Evidently the splodges of writing set on the pages of this book are poems. That much is clear. Indeed, revisiting this book, I saw an opportunity to rectify something that’s been bugging me for a while. In the hardback version I noticed that every poem was introduced by its title, its number and the word ‘poem’. Increasingly I would look at this word and think, ‘Well, that’s totally unnecessary; of course it’s a poem.’ You wouldn’t visit a gallery and see the word ‘art’ scrawled above all the lovely paintings. So why must my book be riddled with this word ‘poem’? I emailed Jenny about this. I told her the only reason we should be writing ‘poem’ in this manner is if we consider there’s some doubt as to what the fuck these things are. She agreed that that would be the only reason. I emailed again and she told me not to worry about it. I emailed saying I wasn’t worried but I’d noticed none of the other poets had the word ‘poem’ above their poems in their anthologies. She emailed back saying she’d make a call on it. Should think so, too. I look like a bloody idiot with the word ‘poem’ written above my poems.

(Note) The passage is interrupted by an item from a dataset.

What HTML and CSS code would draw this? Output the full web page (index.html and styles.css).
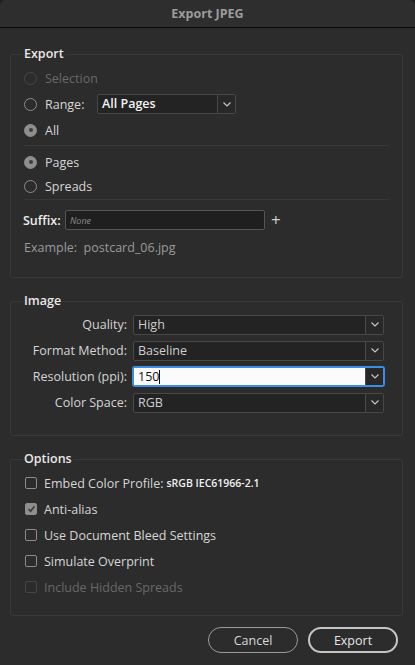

Of course, if I’m not a poet there’s a problem. A big problem. I’ve spent my life thinking I am one, so if the rug gets pulled now, what do I have? If I’m not a poet all that’s left is for me to reflect on the hours, the days, the weeks, the months, the years, the decades, the God-knows-what, that I’ve wasted. All that time glugging the sherry, scratching the parchment: to find out it was for nothing would kill me. These must be poems or otherwise nothing makes sense any more. If they’re not poems then what the hell was I doing all that time? It would be like someone going up to an acclaimed plumber and saying, ‘None of that was plumbing.’ His world would fall apart, poor thing. If someone’s telling him that ‘All that stuff you’ve been doing under sinks over the years, that’s just been basically moving pipes about – you haven’t been plumbing.’ It would kill him. In fact, the most likely outcome would be that he would fight back. He’d say, ‘What? No, I am a plumber. Look, here’s my card.’ And that’s more or less where I am with it. Am I a poet? Yes, here’s my card (my card says ‘Tim Key: Poet’).

So I am a poet then. A professional poet. Published. I’m tempted to say, ‘Don’t take my word for it – read this book and make up your own mind.’ But I think it’s that kind of bombastic statement that’s caused a lot of the problems. I think better to just say: ‘I am a poet – take my word for it.’